[Part of a data file]
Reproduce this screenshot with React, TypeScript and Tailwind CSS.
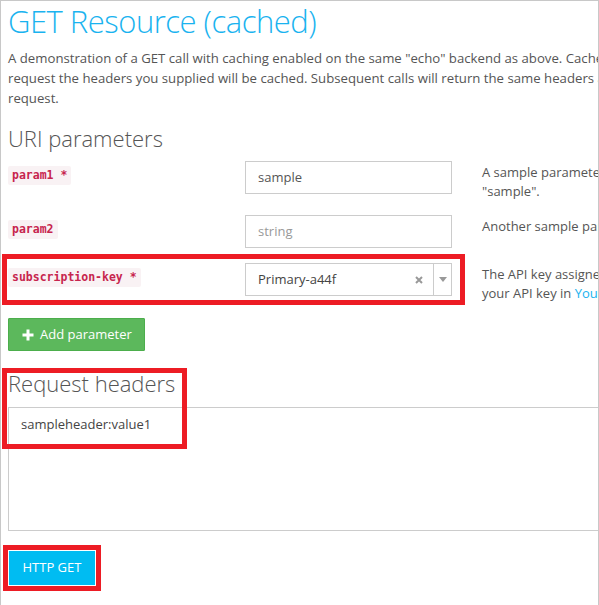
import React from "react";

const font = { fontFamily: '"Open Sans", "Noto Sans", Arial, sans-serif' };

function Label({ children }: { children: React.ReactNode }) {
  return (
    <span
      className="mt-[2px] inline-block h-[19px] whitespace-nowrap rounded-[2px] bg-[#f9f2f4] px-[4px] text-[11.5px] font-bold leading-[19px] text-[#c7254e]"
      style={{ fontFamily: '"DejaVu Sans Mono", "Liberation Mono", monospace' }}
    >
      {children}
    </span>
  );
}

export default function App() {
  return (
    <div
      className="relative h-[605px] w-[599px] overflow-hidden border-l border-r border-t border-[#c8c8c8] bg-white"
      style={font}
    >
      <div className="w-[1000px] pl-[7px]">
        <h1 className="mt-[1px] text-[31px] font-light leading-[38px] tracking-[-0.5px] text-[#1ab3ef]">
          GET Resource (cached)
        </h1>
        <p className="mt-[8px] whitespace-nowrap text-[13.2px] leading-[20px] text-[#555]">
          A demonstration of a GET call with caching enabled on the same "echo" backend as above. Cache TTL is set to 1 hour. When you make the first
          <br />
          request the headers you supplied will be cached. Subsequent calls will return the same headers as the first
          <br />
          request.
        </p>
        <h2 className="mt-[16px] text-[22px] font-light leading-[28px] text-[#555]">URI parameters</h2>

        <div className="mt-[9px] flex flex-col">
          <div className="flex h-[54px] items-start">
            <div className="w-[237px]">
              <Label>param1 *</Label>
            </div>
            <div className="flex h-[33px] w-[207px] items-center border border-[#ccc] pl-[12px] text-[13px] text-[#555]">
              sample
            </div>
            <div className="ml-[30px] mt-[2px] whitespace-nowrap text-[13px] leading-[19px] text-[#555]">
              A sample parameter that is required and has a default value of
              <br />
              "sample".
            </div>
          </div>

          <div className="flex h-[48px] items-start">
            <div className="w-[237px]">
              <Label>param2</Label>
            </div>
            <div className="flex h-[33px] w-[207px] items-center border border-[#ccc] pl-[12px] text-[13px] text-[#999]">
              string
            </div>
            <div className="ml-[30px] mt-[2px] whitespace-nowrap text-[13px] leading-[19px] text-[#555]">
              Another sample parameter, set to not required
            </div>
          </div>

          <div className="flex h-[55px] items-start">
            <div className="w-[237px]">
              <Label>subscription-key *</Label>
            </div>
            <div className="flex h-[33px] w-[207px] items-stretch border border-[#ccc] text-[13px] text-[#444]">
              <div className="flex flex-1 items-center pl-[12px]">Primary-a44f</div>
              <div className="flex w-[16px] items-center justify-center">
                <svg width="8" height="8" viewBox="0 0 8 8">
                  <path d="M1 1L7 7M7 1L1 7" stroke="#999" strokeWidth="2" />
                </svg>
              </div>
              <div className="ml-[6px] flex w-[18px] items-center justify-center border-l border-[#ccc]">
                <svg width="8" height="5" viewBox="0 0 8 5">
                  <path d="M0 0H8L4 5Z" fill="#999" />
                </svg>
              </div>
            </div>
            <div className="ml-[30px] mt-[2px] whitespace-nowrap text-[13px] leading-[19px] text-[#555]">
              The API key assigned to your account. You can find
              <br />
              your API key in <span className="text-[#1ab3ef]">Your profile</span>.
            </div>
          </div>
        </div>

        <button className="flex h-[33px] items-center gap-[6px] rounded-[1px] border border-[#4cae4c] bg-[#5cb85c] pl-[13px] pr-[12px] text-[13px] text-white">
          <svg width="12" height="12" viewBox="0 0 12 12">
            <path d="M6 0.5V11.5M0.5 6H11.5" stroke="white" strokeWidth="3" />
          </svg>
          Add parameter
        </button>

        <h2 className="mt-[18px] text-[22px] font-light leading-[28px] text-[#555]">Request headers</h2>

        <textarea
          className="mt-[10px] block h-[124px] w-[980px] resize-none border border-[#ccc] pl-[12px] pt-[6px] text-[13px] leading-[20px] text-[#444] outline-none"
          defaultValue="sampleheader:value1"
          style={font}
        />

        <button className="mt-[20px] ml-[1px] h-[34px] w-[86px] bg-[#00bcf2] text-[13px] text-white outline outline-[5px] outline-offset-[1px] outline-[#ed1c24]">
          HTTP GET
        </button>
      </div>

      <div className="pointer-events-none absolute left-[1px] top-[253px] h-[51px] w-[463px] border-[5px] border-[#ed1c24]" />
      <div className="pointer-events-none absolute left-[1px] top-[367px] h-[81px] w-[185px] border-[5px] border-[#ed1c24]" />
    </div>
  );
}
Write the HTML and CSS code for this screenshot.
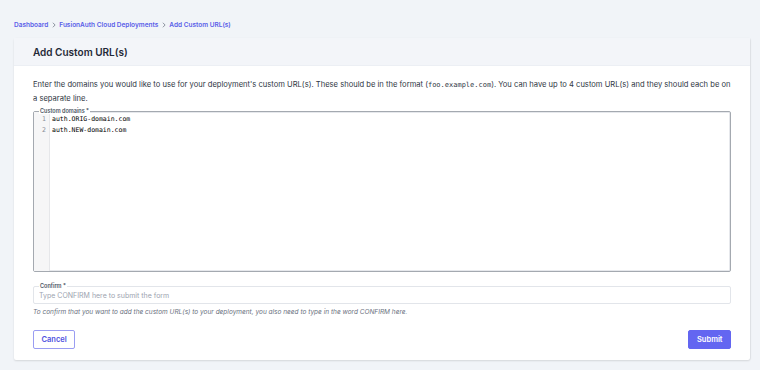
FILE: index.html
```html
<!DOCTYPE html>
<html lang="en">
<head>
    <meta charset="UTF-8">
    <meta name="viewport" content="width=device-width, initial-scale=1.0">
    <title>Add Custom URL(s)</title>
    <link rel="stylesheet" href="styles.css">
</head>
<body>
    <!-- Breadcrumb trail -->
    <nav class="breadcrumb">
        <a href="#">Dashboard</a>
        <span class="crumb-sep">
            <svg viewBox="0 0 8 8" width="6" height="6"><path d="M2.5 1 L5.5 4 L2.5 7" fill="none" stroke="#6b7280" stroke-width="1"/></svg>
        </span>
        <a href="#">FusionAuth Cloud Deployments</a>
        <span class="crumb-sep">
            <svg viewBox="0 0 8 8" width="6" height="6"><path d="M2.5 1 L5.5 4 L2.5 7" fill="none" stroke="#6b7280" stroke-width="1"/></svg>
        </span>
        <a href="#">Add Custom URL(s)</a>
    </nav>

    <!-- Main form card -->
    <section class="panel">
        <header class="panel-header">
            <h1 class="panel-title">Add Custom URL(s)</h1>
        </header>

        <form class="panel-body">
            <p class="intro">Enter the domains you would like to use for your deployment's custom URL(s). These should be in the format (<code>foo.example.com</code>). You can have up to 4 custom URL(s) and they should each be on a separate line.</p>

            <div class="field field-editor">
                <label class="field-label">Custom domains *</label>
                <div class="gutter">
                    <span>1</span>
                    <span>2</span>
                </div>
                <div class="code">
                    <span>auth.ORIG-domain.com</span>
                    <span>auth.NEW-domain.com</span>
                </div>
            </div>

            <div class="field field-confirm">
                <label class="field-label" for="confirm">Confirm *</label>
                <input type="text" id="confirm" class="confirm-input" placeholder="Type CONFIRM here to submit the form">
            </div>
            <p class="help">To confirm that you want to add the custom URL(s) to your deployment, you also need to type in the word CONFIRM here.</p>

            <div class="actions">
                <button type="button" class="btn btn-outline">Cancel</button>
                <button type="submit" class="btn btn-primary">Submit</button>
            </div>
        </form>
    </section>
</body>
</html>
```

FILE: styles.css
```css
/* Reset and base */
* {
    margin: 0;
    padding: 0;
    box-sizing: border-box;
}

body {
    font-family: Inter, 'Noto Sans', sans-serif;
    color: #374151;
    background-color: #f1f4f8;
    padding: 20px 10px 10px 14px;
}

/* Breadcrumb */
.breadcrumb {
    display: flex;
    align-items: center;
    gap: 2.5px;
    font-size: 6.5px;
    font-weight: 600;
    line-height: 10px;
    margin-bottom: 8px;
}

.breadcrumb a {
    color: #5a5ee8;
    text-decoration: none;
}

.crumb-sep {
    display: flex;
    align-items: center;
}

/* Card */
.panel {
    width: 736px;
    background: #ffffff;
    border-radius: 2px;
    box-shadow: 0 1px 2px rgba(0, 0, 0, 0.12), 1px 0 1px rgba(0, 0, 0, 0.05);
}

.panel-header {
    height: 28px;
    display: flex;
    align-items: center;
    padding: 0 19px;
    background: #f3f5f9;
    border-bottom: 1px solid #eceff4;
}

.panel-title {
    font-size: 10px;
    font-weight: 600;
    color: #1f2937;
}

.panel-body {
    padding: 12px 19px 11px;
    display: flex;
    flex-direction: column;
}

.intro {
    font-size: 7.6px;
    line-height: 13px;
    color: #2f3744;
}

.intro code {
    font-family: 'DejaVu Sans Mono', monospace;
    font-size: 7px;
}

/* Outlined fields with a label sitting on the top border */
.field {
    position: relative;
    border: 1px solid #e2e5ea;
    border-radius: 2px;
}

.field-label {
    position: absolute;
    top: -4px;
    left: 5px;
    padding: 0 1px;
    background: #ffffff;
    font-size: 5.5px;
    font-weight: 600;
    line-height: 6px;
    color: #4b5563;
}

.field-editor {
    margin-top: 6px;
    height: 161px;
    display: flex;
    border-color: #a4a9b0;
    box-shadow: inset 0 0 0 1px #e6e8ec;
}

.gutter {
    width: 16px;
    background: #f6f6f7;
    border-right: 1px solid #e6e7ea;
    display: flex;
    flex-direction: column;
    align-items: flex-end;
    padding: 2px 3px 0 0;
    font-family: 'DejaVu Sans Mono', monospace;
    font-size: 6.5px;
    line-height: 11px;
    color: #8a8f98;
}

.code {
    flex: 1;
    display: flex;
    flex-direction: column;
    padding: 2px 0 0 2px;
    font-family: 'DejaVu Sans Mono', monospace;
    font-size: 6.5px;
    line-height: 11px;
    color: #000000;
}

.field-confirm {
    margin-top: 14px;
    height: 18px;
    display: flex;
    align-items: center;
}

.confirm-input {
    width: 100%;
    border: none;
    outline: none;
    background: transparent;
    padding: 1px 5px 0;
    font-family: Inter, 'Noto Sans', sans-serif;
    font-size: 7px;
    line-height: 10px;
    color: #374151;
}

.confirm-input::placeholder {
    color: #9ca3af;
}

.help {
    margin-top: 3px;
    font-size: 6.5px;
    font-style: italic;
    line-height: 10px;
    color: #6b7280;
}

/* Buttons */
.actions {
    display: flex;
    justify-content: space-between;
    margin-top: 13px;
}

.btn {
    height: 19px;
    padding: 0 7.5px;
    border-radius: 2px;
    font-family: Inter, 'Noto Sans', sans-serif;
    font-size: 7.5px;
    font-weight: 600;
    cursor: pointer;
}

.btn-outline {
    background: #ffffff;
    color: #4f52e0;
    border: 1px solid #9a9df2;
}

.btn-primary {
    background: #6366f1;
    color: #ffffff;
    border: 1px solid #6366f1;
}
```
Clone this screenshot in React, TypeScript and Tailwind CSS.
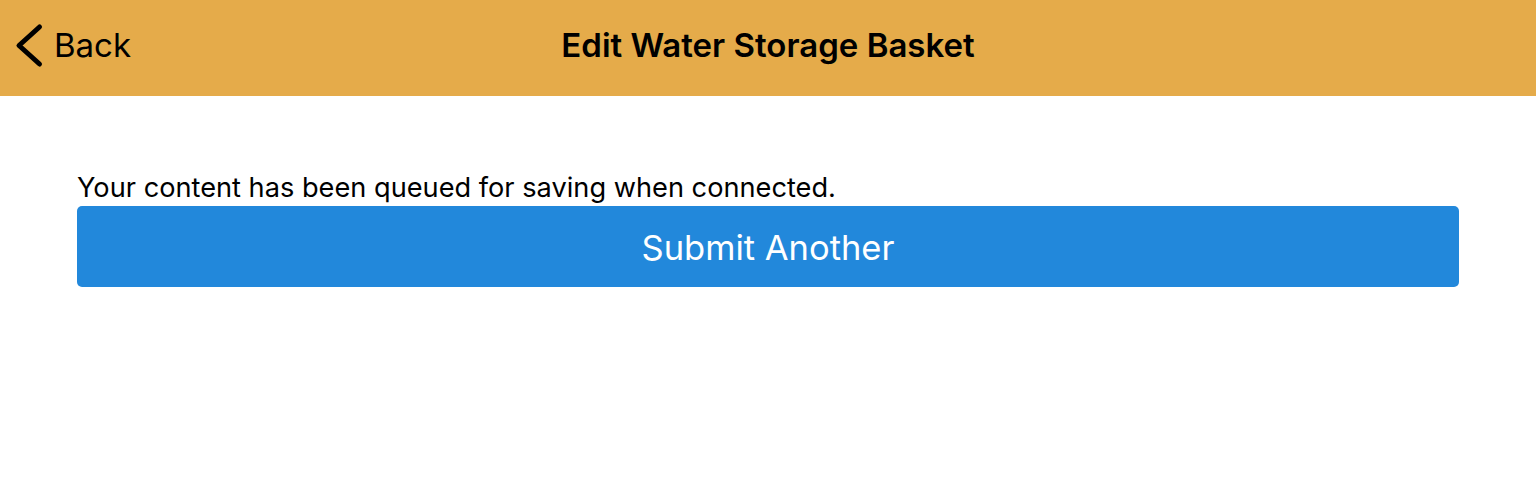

Exercise prompt: Only lines with the word "Tailwind" are wanted, so copy each one from the records.

Solution below:
Reproduce this screenshot with React, TypeScript and Tailwind CSS.
Clone this screenshot in React, TypeScript and Tailwind CSS.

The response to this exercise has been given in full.